== Records provided

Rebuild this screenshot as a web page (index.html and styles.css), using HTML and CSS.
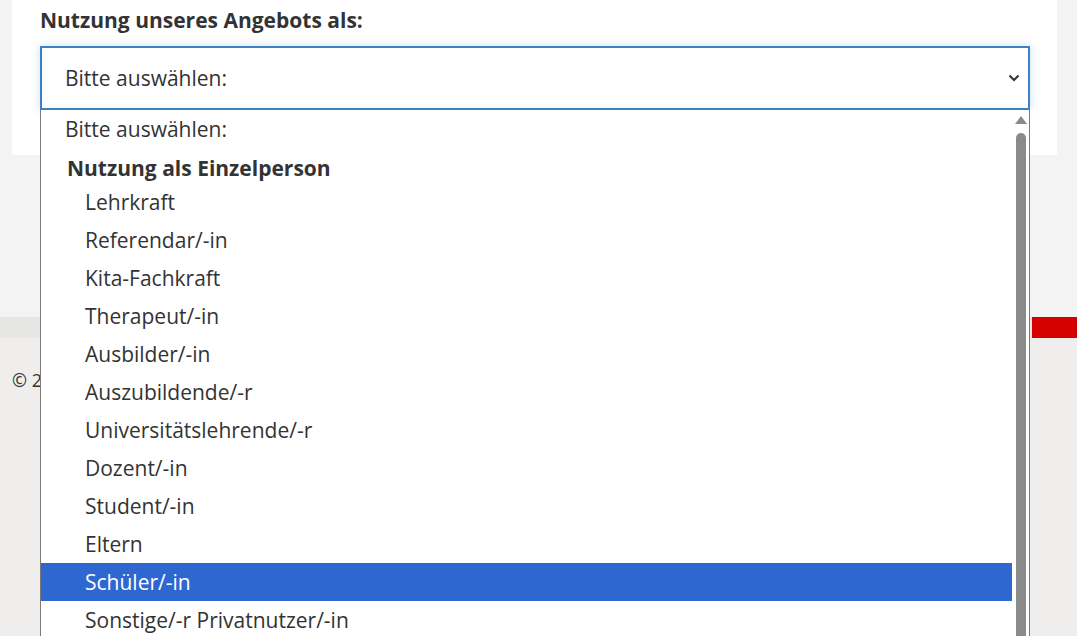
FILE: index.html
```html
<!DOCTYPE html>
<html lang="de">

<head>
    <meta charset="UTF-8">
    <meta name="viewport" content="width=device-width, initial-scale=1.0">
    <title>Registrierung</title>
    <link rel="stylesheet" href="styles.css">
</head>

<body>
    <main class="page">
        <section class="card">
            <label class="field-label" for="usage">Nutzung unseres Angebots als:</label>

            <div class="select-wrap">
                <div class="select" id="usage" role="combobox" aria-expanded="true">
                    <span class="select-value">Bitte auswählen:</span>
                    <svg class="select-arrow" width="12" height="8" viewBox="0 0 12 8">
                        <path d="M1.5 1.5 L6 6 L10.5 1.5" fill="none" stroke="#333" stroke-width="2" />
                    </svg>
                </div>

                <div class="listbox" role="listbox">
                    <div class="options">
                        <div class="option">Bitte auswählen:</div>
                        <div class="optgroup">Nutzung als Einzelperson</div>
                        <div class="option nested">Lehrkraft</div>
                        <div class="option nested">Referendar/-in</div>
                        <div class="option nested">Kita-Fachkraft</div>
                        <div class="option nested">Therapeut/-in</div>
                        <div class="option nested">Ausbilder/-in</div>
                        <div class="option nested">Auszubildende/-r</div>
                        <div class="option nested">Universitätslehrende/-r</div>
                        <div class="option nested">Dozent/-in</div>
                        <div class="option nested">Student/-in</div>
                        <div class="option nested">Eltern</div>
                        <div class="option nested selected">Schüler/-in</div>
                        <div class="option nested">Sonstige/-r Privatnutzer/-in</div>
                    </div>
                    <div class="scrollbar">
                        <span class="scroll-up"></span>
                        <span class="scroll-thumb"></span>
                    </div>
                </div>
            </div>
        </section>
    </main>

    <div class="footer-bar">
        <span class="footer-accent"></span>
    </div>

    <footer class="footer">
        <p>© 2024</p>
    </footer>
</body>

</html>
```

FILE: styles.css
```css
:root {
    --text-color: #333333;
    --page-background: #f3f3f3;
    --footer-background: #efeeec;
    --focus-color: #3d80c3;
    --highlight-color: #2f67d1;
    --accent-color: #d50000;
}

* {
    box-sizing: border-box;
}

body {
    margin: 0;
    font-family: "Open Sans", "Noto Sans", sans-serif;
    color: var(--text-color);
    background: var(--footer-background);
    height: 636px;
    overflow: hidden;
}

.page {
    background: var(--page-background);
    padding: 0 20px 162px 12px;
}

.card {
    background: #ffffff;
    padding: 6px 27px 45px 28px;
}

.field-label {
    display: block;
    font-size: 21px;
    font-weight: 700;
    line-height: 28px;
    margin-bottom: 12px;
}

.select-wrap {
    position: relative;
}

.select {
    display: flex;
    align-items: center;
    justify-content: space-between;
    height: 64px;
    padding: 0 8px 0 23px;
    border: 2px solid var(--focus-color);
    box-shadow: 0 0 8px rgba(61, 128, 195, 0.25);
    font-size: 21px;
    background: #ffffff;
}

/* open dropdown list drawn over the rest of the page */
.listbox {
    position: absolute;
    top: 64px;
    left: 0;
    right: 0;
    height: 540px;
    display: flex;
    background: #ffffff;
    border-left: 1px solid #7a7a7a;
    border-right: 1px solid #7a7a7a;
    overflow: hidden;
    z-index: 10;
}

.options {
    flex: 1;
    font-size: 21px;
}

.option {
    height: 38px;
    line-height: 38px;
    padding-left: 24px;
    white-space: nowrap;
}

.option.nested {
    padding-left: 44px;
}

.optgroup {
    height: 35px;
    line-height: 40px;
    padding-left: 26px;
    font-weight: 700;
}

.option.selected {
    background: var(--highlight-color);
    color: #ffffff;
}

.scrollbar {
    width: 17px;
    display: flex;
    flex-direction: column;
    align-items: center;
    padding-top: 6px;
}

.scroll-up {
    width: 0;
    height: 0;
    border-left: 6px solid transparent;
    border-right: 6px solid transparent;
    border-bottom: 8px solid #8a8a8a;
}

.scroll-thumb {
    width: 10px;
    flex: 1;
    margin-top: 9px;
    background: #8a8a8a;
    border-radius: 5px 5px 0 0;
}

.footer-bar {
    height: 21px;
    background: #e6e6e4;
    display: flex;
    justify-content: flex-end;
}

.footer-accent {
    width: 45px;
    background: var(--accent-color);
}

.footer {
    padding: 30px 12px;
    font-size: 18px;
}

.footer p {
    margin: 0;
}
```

====
== Records provided

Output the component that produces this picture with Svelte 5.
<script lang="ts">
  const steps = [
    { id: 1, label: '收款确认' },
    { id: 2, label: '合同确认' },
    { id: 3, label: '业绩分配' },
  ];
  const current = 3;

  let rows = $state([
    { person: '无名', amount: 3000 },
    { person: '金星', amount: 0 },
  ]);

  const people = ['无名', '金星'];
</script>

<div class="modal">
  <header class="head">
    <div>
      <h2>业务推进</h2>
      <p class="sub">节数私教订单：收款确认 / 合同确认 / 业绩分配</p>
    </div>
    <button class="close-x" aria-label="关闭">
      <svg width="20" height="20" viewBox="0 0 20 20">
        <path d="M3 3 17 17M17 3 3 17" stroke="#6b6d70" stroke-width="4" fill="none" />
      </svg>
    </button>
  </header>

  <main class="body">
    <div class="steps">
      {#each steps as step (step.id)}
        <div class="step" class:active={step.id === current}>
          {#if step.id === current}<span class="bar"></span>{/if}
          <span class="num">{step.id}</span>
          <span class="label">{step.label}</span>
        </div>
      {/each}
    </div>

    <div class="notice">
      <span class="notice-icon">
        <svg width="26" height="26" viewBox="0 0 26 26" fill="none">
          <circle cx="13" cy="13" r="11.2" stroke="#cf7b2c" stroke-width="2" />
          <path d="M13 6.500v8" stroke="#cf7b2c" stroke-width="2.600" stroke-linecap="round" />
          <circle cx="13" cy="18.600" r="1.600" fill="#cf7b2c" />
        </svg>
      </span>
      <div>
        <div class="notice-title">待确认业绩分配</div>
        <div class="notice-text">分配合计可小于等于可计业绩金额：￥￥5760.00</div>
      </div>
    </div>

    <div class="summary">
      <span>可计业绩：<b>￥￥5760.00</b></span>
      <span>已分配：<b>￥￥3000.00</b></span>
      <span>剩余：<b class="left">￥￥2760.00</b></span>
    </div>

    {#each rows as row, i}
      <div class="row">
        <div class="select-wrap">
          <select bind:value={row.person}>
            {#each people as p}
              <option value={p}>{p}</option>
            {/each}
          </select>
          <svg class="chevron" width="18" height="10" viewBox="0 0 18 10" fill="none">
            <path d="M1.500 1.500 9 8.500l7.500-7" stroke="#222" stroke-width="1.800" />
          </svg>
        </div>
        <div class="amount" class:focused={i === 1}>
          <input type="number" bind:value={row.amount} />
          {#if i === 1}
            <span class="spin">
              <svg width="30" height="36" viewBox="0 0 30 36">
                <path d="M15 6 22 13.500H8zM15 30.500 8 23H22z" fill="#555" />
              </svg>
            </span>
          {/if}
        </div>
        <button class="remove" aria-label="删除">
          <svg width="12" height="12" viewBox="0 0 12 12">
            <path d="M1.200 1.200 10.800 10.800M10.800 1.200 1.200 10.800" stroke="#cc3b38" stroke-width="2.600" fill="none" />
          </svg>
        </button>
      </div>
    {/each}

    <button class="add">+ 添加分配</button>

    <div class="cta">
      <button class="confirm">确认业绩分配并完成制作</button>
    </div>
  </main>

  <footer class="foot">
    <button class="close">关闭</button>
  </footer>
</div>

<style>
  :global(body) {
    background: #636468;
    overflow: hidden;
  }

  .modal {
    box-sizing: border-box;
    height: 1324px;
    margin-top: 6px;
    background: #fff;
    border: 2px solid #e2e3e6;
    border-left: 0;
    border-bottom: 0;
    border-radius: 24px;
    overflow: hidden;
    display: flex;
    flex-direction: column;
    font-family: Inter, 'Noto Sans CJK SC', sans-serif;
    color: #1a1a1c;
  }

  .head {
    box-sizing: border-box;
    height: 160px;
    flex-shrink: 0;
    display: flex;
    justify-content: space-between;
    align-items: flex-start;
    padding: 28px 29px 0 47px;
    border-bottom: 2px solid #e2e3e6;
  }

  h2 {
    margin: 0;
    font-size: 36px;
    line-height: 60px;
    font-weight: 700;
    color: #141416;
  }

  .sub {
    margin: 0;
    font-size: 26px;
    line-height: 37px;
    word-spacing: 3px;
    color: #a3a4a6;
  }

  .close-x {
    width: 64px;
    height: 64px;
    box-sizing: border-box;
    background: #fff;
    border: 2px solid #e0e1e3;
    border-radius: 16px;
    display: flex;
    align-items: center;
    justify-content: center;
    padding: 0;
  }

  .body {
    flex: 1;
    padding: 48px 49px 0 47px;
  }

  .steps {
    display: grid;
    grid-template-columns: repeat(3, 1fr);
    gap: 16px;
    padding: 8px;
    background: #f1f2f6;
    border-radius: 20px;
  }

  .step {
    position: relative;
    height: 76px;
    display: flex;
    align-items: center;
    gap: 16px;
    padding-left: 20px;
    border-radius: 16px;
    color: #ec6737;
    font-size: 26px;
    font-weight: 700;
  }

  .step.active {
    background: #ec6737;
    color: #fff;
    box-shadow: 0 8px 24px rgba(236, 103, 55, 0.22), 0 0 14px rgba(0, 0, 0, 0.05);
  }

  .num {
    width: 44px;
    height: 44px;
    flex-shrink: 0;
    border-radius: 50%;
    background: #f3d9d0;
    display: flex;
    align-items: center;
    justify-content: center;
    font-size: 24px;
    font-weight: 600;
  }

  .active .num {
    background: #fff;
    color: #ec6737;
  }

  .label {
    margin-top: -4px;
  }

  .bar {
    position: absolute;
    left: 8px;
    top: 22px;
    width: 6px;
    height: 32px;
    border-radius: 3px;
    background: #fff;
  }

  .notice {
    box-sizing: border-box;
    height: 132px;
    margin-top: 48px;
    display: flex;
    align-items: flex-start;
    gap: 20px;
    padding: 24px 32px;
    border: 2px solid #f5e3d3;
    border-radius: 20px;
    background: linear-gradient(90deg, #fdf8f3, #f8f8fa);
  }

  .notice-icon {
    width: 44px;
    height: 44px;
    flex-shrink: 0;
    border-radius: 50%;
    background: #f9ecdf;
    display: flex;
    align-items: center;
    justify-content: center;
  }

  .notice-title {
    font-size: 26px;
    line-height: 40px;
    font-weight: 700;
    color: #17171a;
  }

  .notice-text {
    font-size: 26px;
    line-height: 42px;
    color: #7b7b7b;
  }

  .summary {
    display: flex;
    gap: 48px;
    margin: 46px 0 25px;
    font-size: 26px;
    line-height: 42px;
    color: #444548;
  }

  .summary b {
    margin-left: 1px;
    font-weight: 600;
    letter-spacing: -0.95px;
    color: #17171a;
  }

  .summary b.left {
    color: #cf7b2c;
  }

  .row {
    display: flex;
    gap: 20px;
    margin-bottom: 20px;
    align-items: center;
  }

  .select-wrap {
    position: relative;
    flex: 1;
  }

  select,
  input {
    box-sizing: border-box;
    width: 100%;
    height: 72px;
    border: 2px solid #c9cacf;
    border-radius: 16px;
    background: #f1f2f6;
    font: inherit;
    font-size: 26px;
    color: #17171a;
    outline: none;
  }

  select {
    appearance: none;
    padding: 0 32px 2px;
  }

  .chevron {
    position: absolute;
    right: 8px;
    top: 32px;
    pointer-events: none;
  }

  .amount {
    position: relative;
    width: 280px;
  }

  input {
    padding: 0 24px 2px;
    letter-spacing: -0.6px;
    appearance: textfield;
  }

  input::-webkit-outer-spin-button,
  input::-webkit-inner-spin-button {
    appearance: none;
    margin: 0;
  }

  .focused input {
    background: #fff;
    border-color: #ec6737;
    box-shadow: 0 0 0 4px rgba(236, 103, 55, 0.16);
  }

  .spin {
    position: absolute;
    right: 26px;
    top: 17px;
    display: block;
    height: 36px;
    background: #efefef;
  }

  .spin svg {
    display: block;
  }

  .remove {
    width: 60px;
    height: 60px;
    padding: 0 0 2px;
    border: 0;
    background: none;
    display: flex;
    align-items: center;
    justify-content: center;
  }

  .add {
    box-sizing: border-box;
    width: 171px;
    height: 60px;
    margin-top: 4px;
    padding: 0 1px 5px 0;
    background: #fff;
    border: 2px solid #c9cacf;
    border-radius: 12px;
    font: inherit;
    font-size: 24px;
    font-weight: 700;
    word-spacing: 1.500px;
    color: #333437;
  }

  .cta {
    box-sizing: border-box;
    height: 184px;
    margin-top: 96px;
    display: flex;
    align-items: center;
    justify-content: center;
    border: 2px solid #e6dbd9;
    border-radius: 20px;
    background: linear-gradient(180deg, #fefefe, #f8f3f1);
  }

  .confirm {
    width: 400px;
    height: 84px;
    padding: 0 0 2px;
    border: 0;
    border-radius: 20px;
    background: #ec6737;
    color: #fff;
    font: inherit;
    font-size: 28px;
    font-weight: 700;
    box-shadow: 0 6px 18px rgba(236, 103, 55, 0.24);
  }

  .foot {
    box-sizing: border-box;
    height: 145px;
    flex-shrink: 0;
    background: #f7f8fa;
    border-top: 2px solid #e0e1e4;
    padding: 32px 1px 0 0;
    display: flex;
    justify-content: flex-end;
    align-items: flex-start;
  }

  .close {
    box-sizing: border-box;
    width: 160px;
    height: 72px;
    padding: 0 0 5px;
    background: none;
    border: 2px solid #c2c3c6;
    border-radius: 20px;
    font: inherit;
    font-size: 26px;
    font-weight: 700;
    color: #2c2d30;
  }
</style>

====

Aim of the task: Each line with the string "page" in it needs to be found and copied.

Reply:
Rebuild this screenshot as a web page (index.html and styles.css), using HTML and CSS.
    <main class="page">
    --page-background: #f3f3f3;
.page {
    background: var(--page-background);
/* open dropdown list drawn over the rest of the page */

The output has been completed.